Hundreds of New Orleans residents took to the streets Monday night despite cold, heavy rain to protest the impending DHS operation. Demonstrators shared umbrellas and held signs showing support for immigrants. They chanted messages, including "No ICE! No fear! Immigrants are welcome here!" and "Chinga la Migra"—roughly translated as "Fuck the Border Patrol."
“We have to fight for the rights of everyone. I’m out here to support the immigrant community because it’s an integral part of New Orleans. New Orleans was built by immigrants," protester Jamie Segura told Gambit.
Addressing the crowd at Monday's rally, resident Mitch Gonzalez said: “This is my home. My trans sister was kidnapped and taken from me. Now she has to fight from Mexico, not even her home country, because they’re snatching people.”
Last night, hundreds marched through the streets of New Orleans, in the pouring rain, chanting “No ICE.”
If people are willing to storm the streets after dark in a downpour, it tells you everything about how fed up this country is with state-sanctioned cruelty. pic.twitter.com/kF5KjpU2SX
— Brian Allen (@allenanalysis) December 2, 2025
As New Orleans residents anticipated the impending operation, mutual aid groups kicked into action in defense of immigrant communities, citing effective rapid response efforts in Chicago.
“What we’ve learned is that even a street witness who is not recording makes these interactions less traumatic and less violent,” Beth Davis, press liaison officer at Indivisible NOLA, told the Washington Post on Wednesday. “So we need to get eyes on these people.”
The New Orleans branch of Democratic Socialists of America—which is hosting training sessions—said ahead of the federal blitz: "We call upon all of New Orleans to get organized and resist this fascist occupation. Protect your neighbors and make these troops and federal agents feel unwelcome in every part of our city."

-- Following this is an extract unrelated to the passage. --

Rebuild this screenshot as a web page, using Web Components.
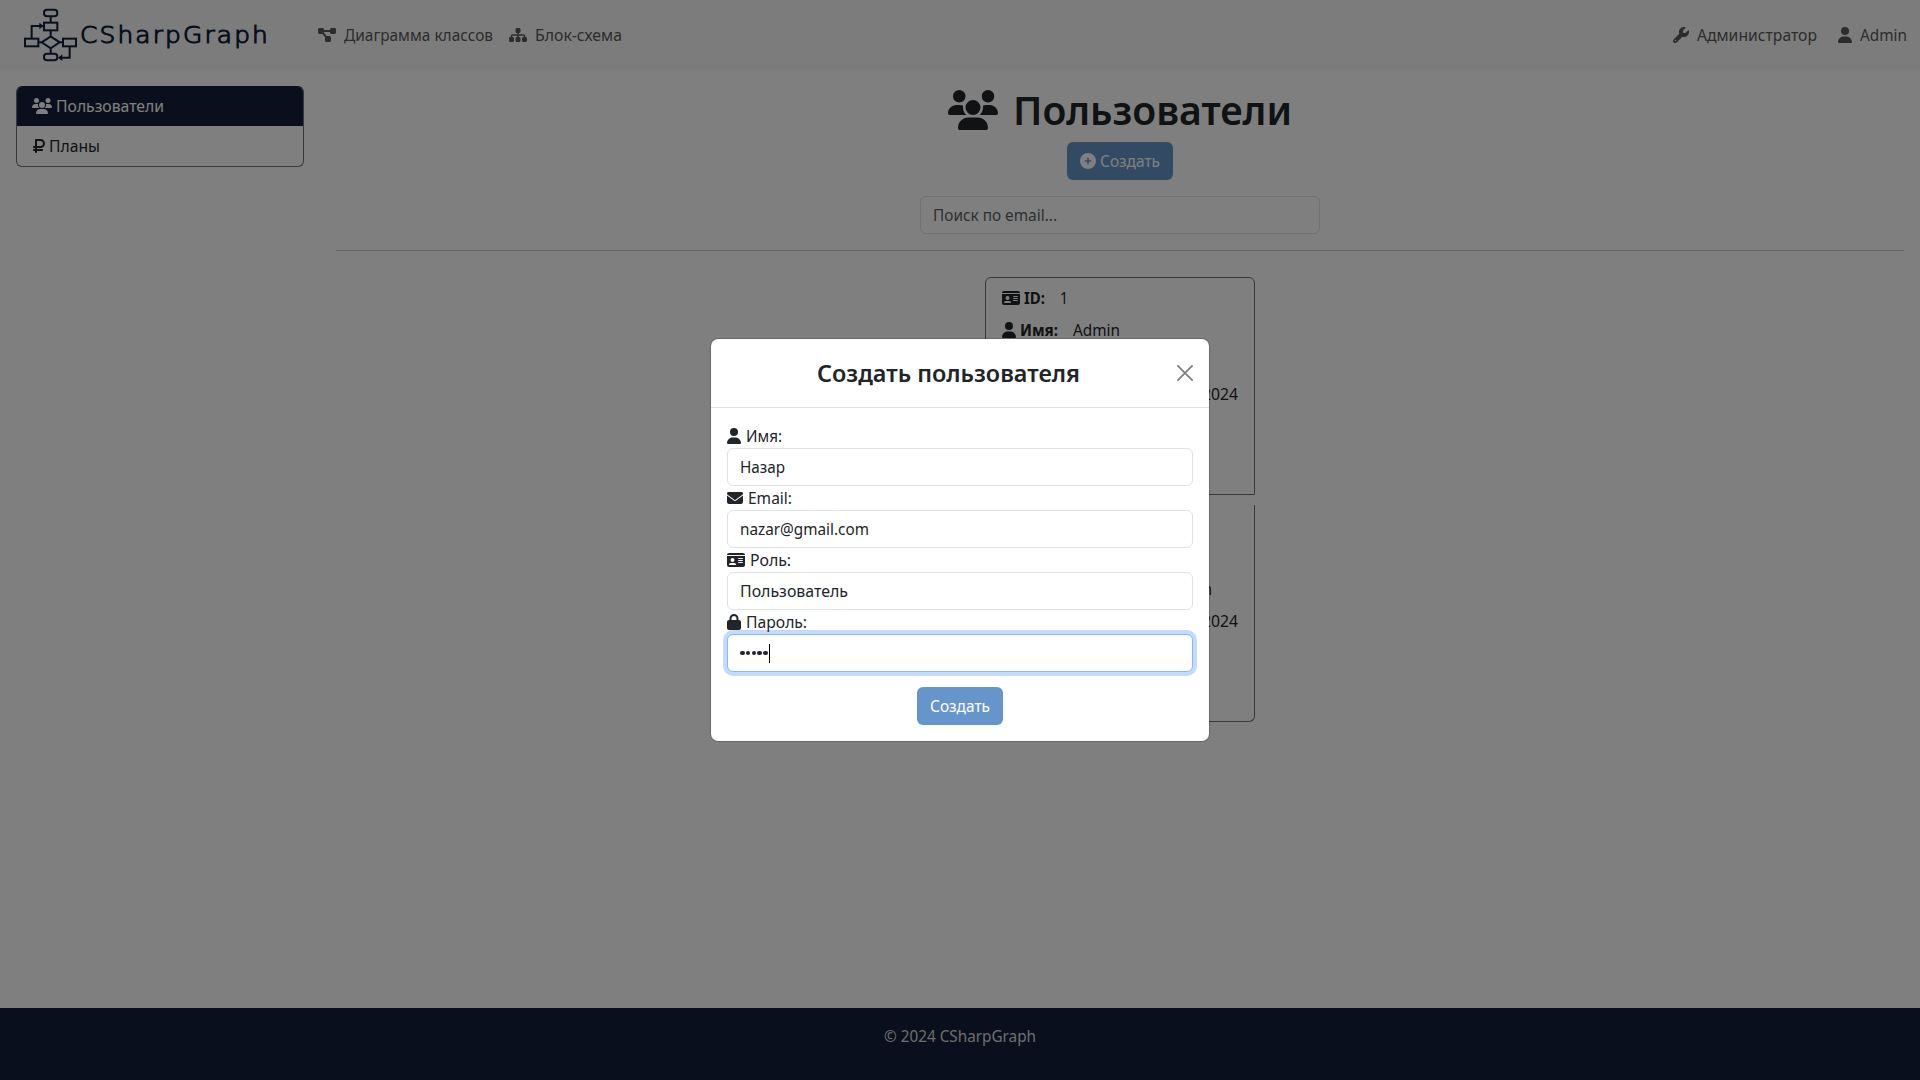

Other Orleanians prepared by closing or displaying signs telling the federal invaders that they are not welcome.
“We’re going to make sure that any hotel that they stay at, any neighborhood that they try to terrorize, we’re going to bring as many people there to stop them in their tracks, whether it’s in New Orleans, Los Angeles, Chicago—anywhere in this country,” Antonia Mar of Freedom Road Socialist Organization told Verite News during Monday's protest.
Suggesting that the crackdown could backfire, Mar added that "if there’s one thing Trump does well, he gets people organized against him."